If you could live anywhere, where would it be?

The ideal place would require a little reorganization of the continent. If no one objects, I would create a cozy little cottage on a few acres of the old family farm in Mount Ida. Then I’d replace the South Fork of the Ouachita River that borders the property with the Pacific Ocean, so I could watch the sunset every night and fall asleep to the sound of the surf. I can’t decide between plopping my little paradise down near Monterey or placing it along the coast of Oregon, where some of my favorite relatives live. Those details can be worked out after I get the cottage built, I’m sure.

What book are you reading?

I usually have several going at the same time. I just started Two Kinds of Truth by Michael Connelly, a Harry Borsch crime novel.

And, I’ve been dipping periodically into Ava’s Man by Rick Bragg, which I purchased at the NFPW meeting in Birmingham and am thoroughly enjoying, and Atlas Obscura, a collection of stories about just plain odd places around the globe.

What would people be surprised to learn about you?

I’ve been employed as a professional chicken catcher – along with the other members of my high school class. It’s what we did to raise money for our junior banquet and senior trip. It was both hard work and fun, in a weird sort of way. But, I wouldn’t recommend it as a long-term career.
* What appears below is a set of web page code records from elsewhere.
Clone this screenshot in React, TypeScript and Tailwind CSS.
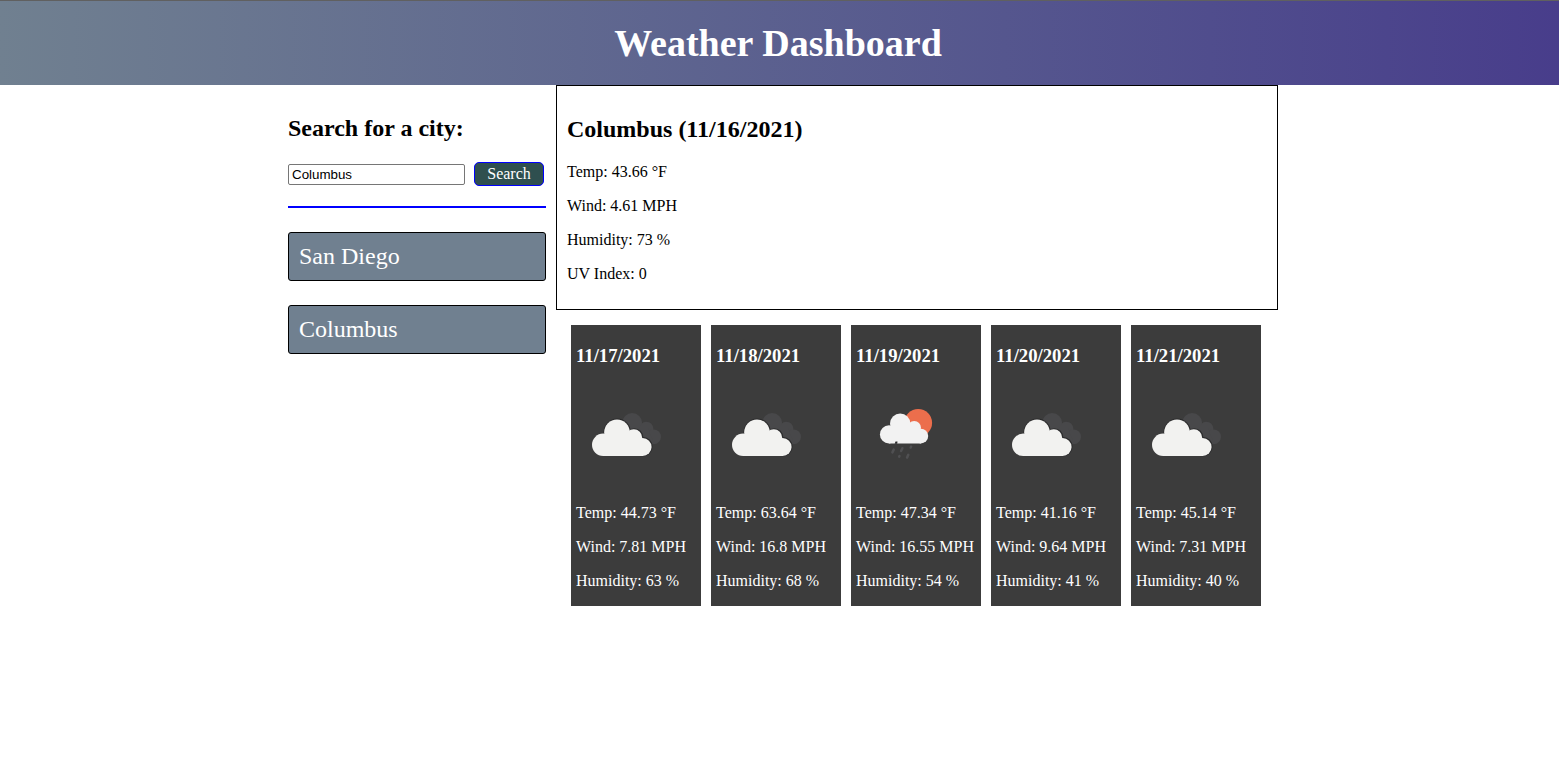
type Sky = "clouds" | "rain";

interface Forecast {
  date: string;
  sky: Sky;
  temp: string;
  wind: string;
  humidity: string;
}

const cities = ["San Diego", "Columbus"];

const current = ["Temp: 43.66 °F", "Wind: 4.61 MPH", "Humidity: 73 %", "UV Index: 0"];

const forecast: Forecast[] = [
  { date: "11/17/2021", sky: "clouds", temp: "44.73", wind: "7.81", humidity: "63" },
  { date: "11/18/2021", sky: "clouds", temp: "63.64", wind: "16.8", humidity: "68" },
  { date: "11/19/2021", sky: "rain", temp: "47.34", wind: "16.55", humidity: "54" },
  { date: "11/20/2021", sky: "clouds", temp: "41.16", wind: "9.64", humidity: "41" },
  { date: "11/21/2021", sky: "clouds", temp: "45.14", wind: "7.31", humidity: "40" },
];

function CloudsIcon() {
  return (
    <svg className="block size-[100px]" viewBox="0 0 100 100">
      <g fill="#48484a">
        <circle cx="56.2" cy="38.9" r="9.9" />
        <circle cx="70.4" cy="44.6" r="6.9" />
        <circle cx="77.6" cy="52.8" r="7.4" />
        <path d="M52 44H72L78 60H60Z" />
      </g>
      <g fill="#2a2a2b">
        <circle cx="41.2" cy="48" r="13.6" />
        <circle cx="58.2" cy="53.2" r="9" />
        <circle cx="67" cy="62.6" r="9.6" />
      </g>
      <g fill="#f2f2f0">
        <circle cx="27.2" cy="60.8" r="11.2" />
        <circle cx="41" cy="48.2" r="12.8" />
        <circle cx="57.8" cy="53.7" r="8.4" />
        <circle cx="66.6" cy="63" r="9" />
        <path d="M27 58L40 50H58L67 58V72H27Z" />
      </g>
    </svg>
  );
}

function RainIcon() {
  return (
    <svg className="block size-[100px]" viewBox="0 0 100 100">
      <circle cx="62.2" cy="38.8" r="13.9" fill="#ec6e4c" />
      <g fill="#f2f2f2">
        <circle cx="33" cy="50.4" r="9.1" />
        <circle cx="44.2" cy="39.7" r="10.2" />
        <circle cx="58.2" cy="43.8" r="6.8" />
        <circle cx="64.8" cy="52.1" r="7.4" />
        <path d="M33 46L43 41H58L65 48V59.5H33Z" />
      </g>
      <path d="M38.7 59.7L39.5 57.4H41.5L41.2 59.7Z" fill="#2a2a2b" />
      <g stroke="#505052" strokeWidth="2.5" strokeLinecap="round">
        <path d="M37.7 65.6L36.4 68.4" />
        <path d="M46.4 64.2L45.1 67" />
        <path d="M55.1 62.6L54.7 63.6" />
        <path d="M43.5 72L43.2 72.6" />
        <path d="M52.3 70.8L51.1 73.6" />
      </g>
    </svg>
  );
}

function ForecastCard({ day }: { day: Forecast }) {
  return (
    <article className="h-[281px] w-[130px] bg-[#3c3c3c] px-[5px] pt-5 text-white">
      <h3 className="h-[22px] text-[18.72px] leading-[22px] font-bold whitespace-nowrap">{day.date}</h3>
      <div className="mt-[17px] mb-5">{day.sky === "rain" ? <RainIcon /> : <CloudsIcon />}</div>
      <div className="flex flex-col gap-4 text-base leading-[18px] whitespace-nowrap">
        <p>Temp: {day.temp} °F</p>
        <p>Wind: {day.wind} MPH</p>
        <p>Humidity: {day.humidity} %</p>
      </div>
    </article>
  );
}

export default function App() {
  return (
    <div className="min-h-screen bg-white font-['Liberation_Serif','Times_New_Roman',serif] text-black">
      <header className="h-[85px] border-t border-[#606060] bg-linear-to-r from-[#708090] to-[#483d8b] pt-5 pr-[3px] text-center text-white">
        <h1 className="text-[38px] leading-[45px] font-bold">Weather Dashboard</h1>
      </header>
      <main className="flex gap-2.5 pl-72">
        <aside className="w-[258px] pt-[30px]">
          <h2 className="text-2xl leading-[27px] font-bold">Search for a city:</h2>
          <div className="mt-5 flex h-6 items-center gap-[9px]">
            <input
              className="mt-px h-[21px] w-[177px] rounded-[2px] border border-[#767676] bg-white px-[3px] font-['Liberation_Sans',Arial,sans-serif] text-[13.333px] outline-none"
              defaultValue="Columbus"
            />
            <button className="h-6 w-[70px] rounded-[5px] border border-[#0000ff] bg-[#2f4f4f] text-base leading-[22px] text-white">
              Search
            </button>
          </div>
          <hr className="mt-5 mb-6 border-0 border-t-2 border-[#0000ff]" />
          <ul className="flex flex-col gap-6">
            {cities.map((city) => (
              <li key={city} className="h-[49px] rounded-[3px] border border-black bg-[#708090] px-2.5 text-2xl leading-[47px] text-white">
                {city}
              </li>
            ))}
          </ul>
        </aside>
        <div className="w-[722px]">
          <section className="h-[225px] border border-black px-2.5 pt-[30px]">
            <h2 className="text-2xl leading-[27px] font-bold">Columbus (11/16/2021)</h2>
            <div className="mt-5 flex flex-col gap-4 text-base leading-[18px]">
              {current.map((line) => (
                <p key={line}>{line}</p>
              ))}
            </div>
          </section>
          <section className="mt-[15px] flex gap-2.5 pl-[15px]">
            {forecast.map((day) => (
              <ForecastCard key={day.date} day={day} />
            ))}
          </section>
        </div>
      </main>
    </div>
  );
}
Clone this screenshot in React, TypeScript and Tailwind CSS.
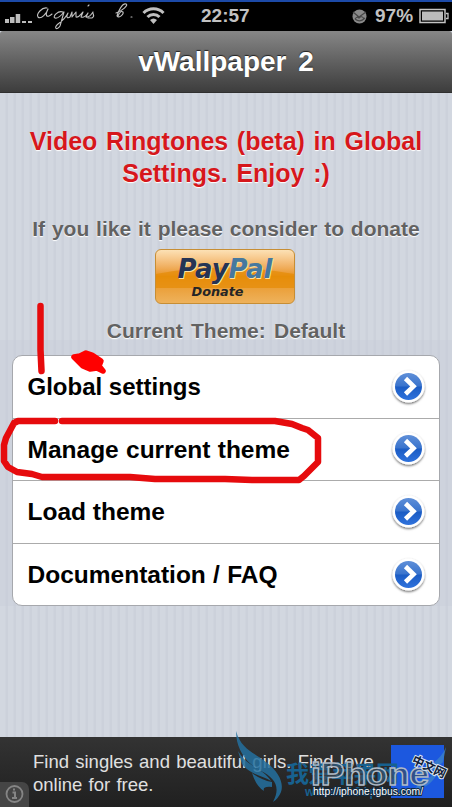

Why are organizations like NFPW important?

Organizations like NFPW connect us with others who share our professional passion. Friendships develop that enrich our lives on a number of levels. NFPW and its state affiliates provide professional development workshops and opportunities to develop leadership skills, and create networks of fellow communicators we can call on when we encounter challenges at work or when we are searching for work.